It’s a small world. I was one of 150 delegates (and the only one from India) chosen to participate in the first International Sistema Teachers’ Conference organised by Sistema Scotland last November. And when Jesús Morin Duarte from El Sistema Venezuela addressed us on the opening day, I felt I’d seen him before, yet couldn’t think how this could be. It became clear when I introduced myself to him, and told him how the electrifying concert by El Sistema Venezuela’s flagship ensemble, Simón Bolívar Youth Orchestra at the 2007 BBC Proms at the Royal Albert Hall London literally changed my life, influencing my decision to give up my career as a GP in the UK and return home to set up Child’s Play India Foundation, inspired by the principles of El Sistema. “I was in the cello section in the orchestra at that concert!” he smiled at me. So that explained it. And here we were, seven years later, but meeting under different circumstances. I was no longer a spectator from the sidelines, but one of the Sistema family.

Duarte acknowledged this large family when he said “El Sistema is a work-in-progress, improvised and developed every day everywhere in the world.” Indeed, here we were, from 27 countries spanning the Americas, Europe, UK, Asia, Africa and Oceania.

El Sistema is a publicly financed music education programme in Venezuela founded in 1975 by educator, musician and activist José Antonio Abreu. It provides free classical music education that “promotes opportunity and development for impoverished children”.

Beginning with 11 children in a basement, El Sistema Venezuela has grown to touch the lives of hundreds of thousands of children. Their poster boy is undoubtedly Gustavo Dudamel, a conductor with a meteoric career and already at the helm of the Los Angeles Philharmonic.

The 2007 London Proms concert had a deep influence on many others besides me. Months later, the UK government invested £332 million in music education. Julian Lloyd Webber noted that they had “an impoverished South American nation to thank” for their “miraculous” performance. He was appointed chairman of the steering group of In Harmony an El Sistema-based British government-led music education and community development project in impoverished areas of England.

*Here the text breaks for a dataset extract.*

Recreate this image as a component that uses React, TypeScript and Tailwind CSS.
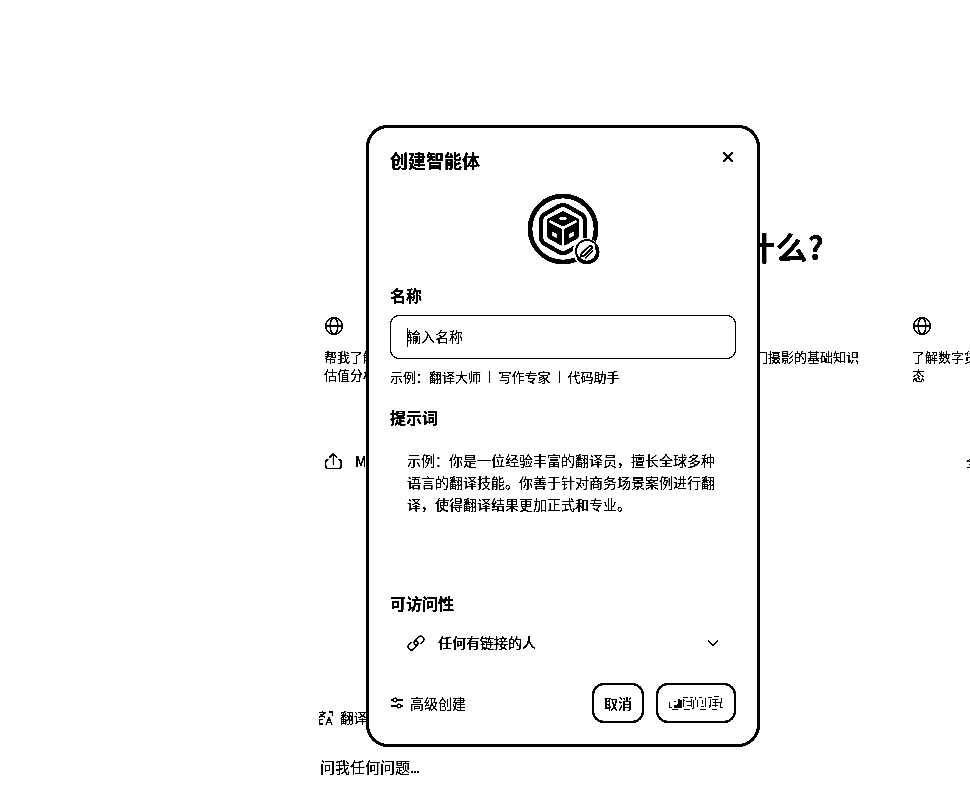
import type { ReactNode } from "react";

function Globe() {
  return (
    <svg width="20" height="20" viewBox="0 0 20 20" fill="none" stroke="black" strokeWidth="1.3">
      <circle cx="11" cy="10" r="8.3" />
      <ellipse cx="11" cy="10" rx="3.8" ry="8.3" />
      <path d="M2.7 10h16.6" />
    </svg>
  );
}

function Card({ children }: { children: ReactNode }) {
  return (
    <div className="w-[294px] shrink-0">
      <Globe />
      <div className="ml-px mt-3 text-[13px] leading-[18px] whitespace-nowrap">{children}</div>
    </div>
  );
}

function Backdrop() {
  return (
    <div className="flex h-[801px] w-[970px] flex-col overflow-hidden">
      <div className="flex h-[316px] shrink-0 justify-end pr-[146px] pt-[223px]">
        <h1 className="text-[32px] font-bold leading-[46px] whitespace-nowrap">什么?</h1>
      </div>
      <div className="flex h-[135px] shrink-0 pl-[323px]">
        <Card>帮我了解<br />估值分析</Card>
        <Card><div className="w-[241px] text-right">门摄影的基础知识</div></Card>
        <Card>了解数字货<br />态</Card>
      </div>
      <div className="flex h-[257px] shrink-0 items-start pl-[323px]">
        <svg className="shrink-0" width="20" height="20" viewBox="0 0 20 20" fill="none" stroke="black" strokeWidth="1.4">
          <path d="M10.4 14V3M6.5 6.5l3.9-3.8 3.9 3.8M5.4 8.6H5C3.4 8.8 2.6 10 2.6 11.4v3c0 2 1.2 3.2 3 3.2h9.7c1.8 0 3-1.2 3-3.2v-3c0-1.4-.8-2.6-2.4-2.8h-.5" />
        </svg>
        <span className="ml-3 w-[611px] shrink-0 text-[14px] font-medium leading-5">M</span>
        <span className="shrink-0 text-[14px] leading-5">全</span>
      </div>
      <div className="flex h-5 shrink-0 items-center pl-[318px]">
        <svg width="16" height="16" viewBox="0 0 16 16" fill="none" stroke="black" strokeWidth="1.2">
          <path d="M1 2.6h7M4.5 .8v1.8M1.2 7.5 7 3M2.2 4.5 7 7.5M10.5 2h3.8v4M4.8 9.7H1.5V14H5M8 15l3-7.5 3 7.5M9 12.5h4" />
        </svg>
        <span className="-mt-[2px] ml-1.5 text-[13.5px]">翻译</span>
      </div>
      <div className="mt-7 pl-[320px] text-[15px] leading-[22px]">问我任何问题<span className="tracking-[-1.1px]">...</span></div>
    </div>
  );
}

function Avatar() {
  return (
    <svg className="block" width="74" height="74" viewBox="0 0 74 74" fill="none" stroke="black">
      <circle cx="36" cy="36" r="33" strokeWidth="4.4" />
      <path d="M31.5 13.3Q36 10.8 40.5 13.3L54 21Q58 23.5 58 28V44Q58 48.5 54 51L40.5 58.7Q36 61.2 31.5 58.7L18 51Q14 48.5 14 44V28Q14 23.5 18 21Z" strokeWidth="4" />
      <path d="m36 18.5 15 7.5v18.6L36 53l-15-8.4V26Z" fill="black" strokeWidth="1" strokeLinejoin="round" />
      <path d="M22.5 28 36 35l13.5-7M36 35v18" stroke="white" strokeWidth="3" />
      <ellipse cx="36" cy="25.5" rx="3.8" ry="1.8" fill="white" stroke="none" />
      <path d="m25.3 38.5 4.4 2.2v4.5l-4.4-2.2ZM46.7 38.5l-4.4 2.2v4.5l4.4-2.2Z" fill="white" stroke="none" />
      <circle cx="59" cy="58.5" r="13.5" fill="white" stroke="none" />
      <circle cx="60" cy="58" r="11" strokeWidth="1.7" />
      <path d="M51 64.5A10.4 10.4 0 0 0 69 53" strokeWidth="3.4" />
      <path d="m54.5 60.5 7.5-7q3.5-2 3 1.5L57.5 62.5l-3.5 1Z" strokeWidth="1.6" />
      <path d="m58 65.5 8-8" strokeWidth="1.6" />
    </svg>
  );
}

function Dialog() {
  return (
    <section className="absolute left-[366px] top-[125px] flex h-[622px] w-[394px] flex-col rounded-[22px] border-[3px] border-black bg-white pl-[21px] pr-[21px]">
      <header className="mt-[19px] flex h-[27px] shrink-0 justify-between">
        <h2 className="text-[18px] font-semibold leading-[26px]">创建智能体</h2>
        <svg className="mr-0.5 mt-1" width="12" height="12" viewBox="0 0 12 12" stroke="black" strokeWidth="1.7">
          <path d="m1.3 1.3 9.4 9.4m0-9.4-9.4 9.4" />
        </svg>
      </header>
      <div className="ml-[137px] mt-[19px]"><Avatar /></div>
      <h3 className="mt-4 text-[16px] font-bold leading-6">名称</h3>
      <div className="mt-2 flex h-11 w-[346px] shrink-0 items-center rounded-[9px] border border-black pb-0.5 pl-4 text-[14px]">
        <span className="h-[19px] w-px translate-y-px bg-black" />
        <span className="-ml-px">输入名称</span>
      </div>
      <div className="mt-[9px] flex h-[18px] shrink-0 text-[13px] leading-[18px]">
        <span>示例：</span><span>翻译大师</span>
        <span className="flex w-[17.5px] items-center justify-center"><i className="h-3 w-px bg-black" /></span>
        <span>写作专家</span>
        <span className="flex w-[17px] items-center justify-center"><i className="h-3 w-px bg-black" /></span>
        <span>代码助手</span>
      </div>
      <h3 className="mt-[19px] text-[16px] font-bold leading-6">提示词</h3>
      <p className="ml-[17px] mt-5 h-[142px] shrink-0 text-[14px] leading-[22px] whitespace-nowrap">
        示例：你是一位经验丰富的翻译员，擅长全球多种<br />语言的翻译技能。你善于针对商务场景案例进行翻<br />译，使得翻译结果更加正式和专业。
      </p>
      <h3 className="text-[16px] font-bold leading-6">可访问性</h3>
      <div className="mt-4 flex h-[22px] shrink-0 items-center pl-[17px]">
        <svg className="mt-0.5" width="18" height="18" viewBox="0 0 18 18" fill="none" stroke="black" strokeWidth="1.5" strokeLinecap="round">
          <path d="M10.6 11.2C7.8 11.6 6.2 8.6 8 6.6l3.2-3.3c1.4-1.4 3.4-1.4 4.7-.1s1.2 3.3-.1 4.6L14 9.6M7.4 6.8c2.8-.4 4.4 2.6 2.6 4.6l-3.2 3.3c-1.4 1.4-3.4 1.4-4.7.1s-1.2-3.3.1-4.6L4 8.4" />
        </svg>
        <span className="ml-[13px] text-[14px] font-medium leading-[22px]">任何有链接的人</span>
        <svg className="ml-auto mr-[17px] mt-0.5" width="12" height="8" viewBox="0 0 12 8" fill="none" stroke="black" strokeWidth="1.2"><path d="m1 1.5 5 5 5-5" /></svg>
      </div>
      <footer className="mt-[30px] flex h-10 shrink-0 items-center">
        <svg width="14" height="12" viewBox="0 0 14 12" fill="none" stroke="black" strokeWidth="1.3">
          <path d="M1 3h2.3m3.8 0H13M1 9h5.9m3.8 0H13" /><circle cx="5.2" cy="3" r="1.8" /><circle cx="8.8" cy="9" r="1.8" />
        </svg>
        <span className="ml-1.5 text-[14px]">高级创建</span>
        <button className="ml-auto h-10 w-[52px] rounded-[12px] border-2 border-black text-[14px] font-medium">取消</button>
        <button className="ml-3 h-10 w-20 rounded-[12px] border-2 border-black">
          <svg className="mx-auto" width="60" height="20" viewBox="0 0 60 20">
            <text x="2" y="15" fontSize="14" fontWeight="500" fill="white">立即创建</text>
            <g fill="none" stroke="black" strokeWidth="1" shapeRendering="crispEdges">
              <path d="M3.5 9v5h2M6 16.5h6M8 13.5h3v-3M8 8.5h2M12 6.5h2M17 4.5h5M24 4.5h3M17.5 6v8M18.5 7v1M20 8.5h5v3M20.5 12.5h4M18 16.5h6M25.5 6v8M29.5 4v3M27.5 7v8h-2M31.5 7v7M33 4.5h3M36.5 7v4M35 13.5h3M34 16.5h6M39.5 5v9M42 4.5h4M48 3.5h5M55.5 5v4M44.5 6v8M46 6.5h6M47 9.5h9M49.5 6v8M46 12.5h6M43.5 12v3M46 16.5h5M54 14.5h3M54.5 9v5" />
            </g>
            <path d="M12 7h4v8h-4ZM8 12h4v3H8Z" fill="black" />
          </svg>
        </button>
      </footer>
    </section>
  );
}

export default function App() {
  return (
    <main lang="zh-CN" className="relative h-[801px] w-[970px] overflow-hidden bg-white font-['Noto_Sans_CJK_SC',sans-serif] text-black [filter:brightness(0.78)_contrast(8)]">
      <Backdrop />
      <Dialog />
    </main>
  );
}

What I saw and experienced first-hand in Scotland is really impressive. Sistema Scotland was established with a grant from the Scottish Arts Council, thanks to its chairman Richard Holloway, for the purpose of breaking the cycle of poverty in the economically depressed area of Raploch, in Stirling. Since then they have expanded to Govanhill, and plans are afoot to go to Aberdeen too.

The Govanhill project should silence critics who believe that people from certain backgrounds cannot take to western classical music easily. Govanhill has a sizeable Pakistani population, and I heard first-generation Pakistani children play with as much gusto as their western counterparts. They could do this in a matter of weeks and months. For anyone to think that our children should be any different from children anywhere in the world is absurd. A hushed silence descended at the conference when I played a video of our kids’ playing to other delegates. The sound of their playing with such confidence and poise drew everyone’s attention. Seasoned teachers marvelled that our children had got to this level so quickly, and with such meagre resources and funding. Imagine what India’s children could do with better support.

India is riding on a wave of national pride. If we truly believe in our children, we have to invest in their future, just as the rest of the world is doing.

Richard Holloway from Sistema Scotland ended his speech with the story of the man who was asked why he was hurling starfish washed ashore on the beach back into the sea, as there’d be tens of thousands more he couldn’t. And the man replied that pointless as it might seem, it nevertheless made all the difference to the starfish that he did manage to return to the sea. “We are all starfish throwers”, said Holloway. “Let us continue to make a difference to as many lives as we can.” Indeed.

After the conference I stopped over in London to play a concert with the London Repertoire Orchestra, and was fortunate to take in four operas in almost as many days, and quite cheaply: Verdi’s I Due Foscari, with Plácido Domingo in the lead baritone role, and Mozart’s Idomeneo (Covent Garden); Donizetti’s Les Martyrs (concert performance, South Bank); and Puccini’s La bohème (English National Opera).